- By Andrew SwiftAndrew Swift is an editorial researcher at Foreign Policy.
Last month, FP highlighted five of the weirdest tax laws in the world. One of those five tax laws discussed was Ireland’s artist tax exemption, under which rule artists are tax-free to help soften their often meagre earnings. USA Today reports that Mexico has a similar rule, though they’ve apparently copied the old feudal-model of taxation — but instead of providing foodstuffs to their lords, artists are allowed to produce works for the government in lieu of income tax:
"It’s really an amazing concept," says José San Cristóbal Larrea, director of the program. "We’re helping out artists while building a cultural inheritance for the country."
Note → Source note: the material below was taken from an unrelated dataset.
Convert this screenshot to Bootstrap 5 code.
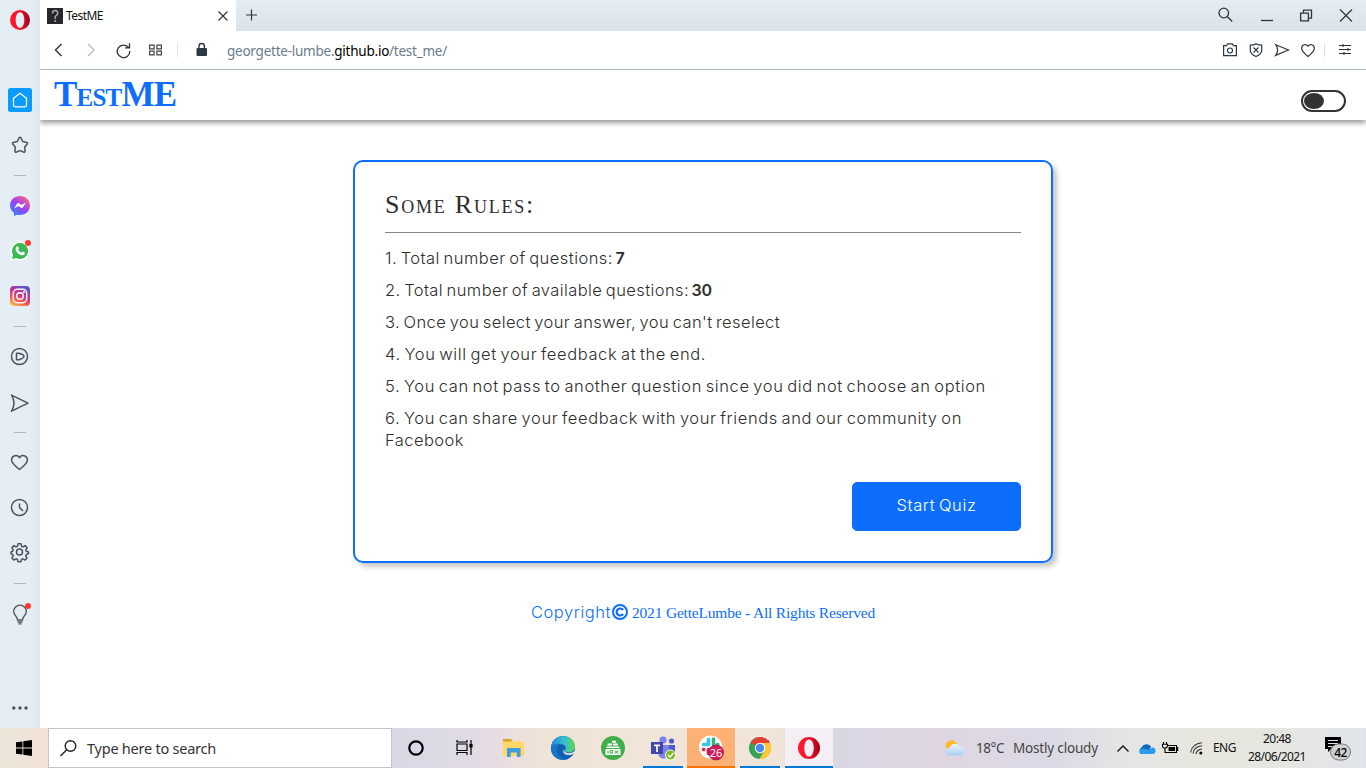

There’s a sliding scale: If you sell five artworks in a year, you must give the government one. Sell 21 pieces, the government gets six. A 10-member jury of artists ensures that no one tries to unload junk.
The rule has been in place since 1957, and has contributed to a flourishing Mexican art museum scene, with other pieces being loaned out for exhibitions worldwide. As one would expect, the creation story is plenty amusing:
The art program was the idea of two muralists, David Alfaro Siqueiros and Gerardo "Dr. Atl" Murillo. In 1957, an artist friend of theirs was about to go to jail over tax debts so the two men approached Mexico’s tax director and talked him into an art-for-amnesty deal.
Soon the tax office was accepting original art on a regular basis. In 1975, the Payment in Kind Program became an official part of the tax code.
Sorry to all writers, filmmakers and musicians, but the provision is only for visual art.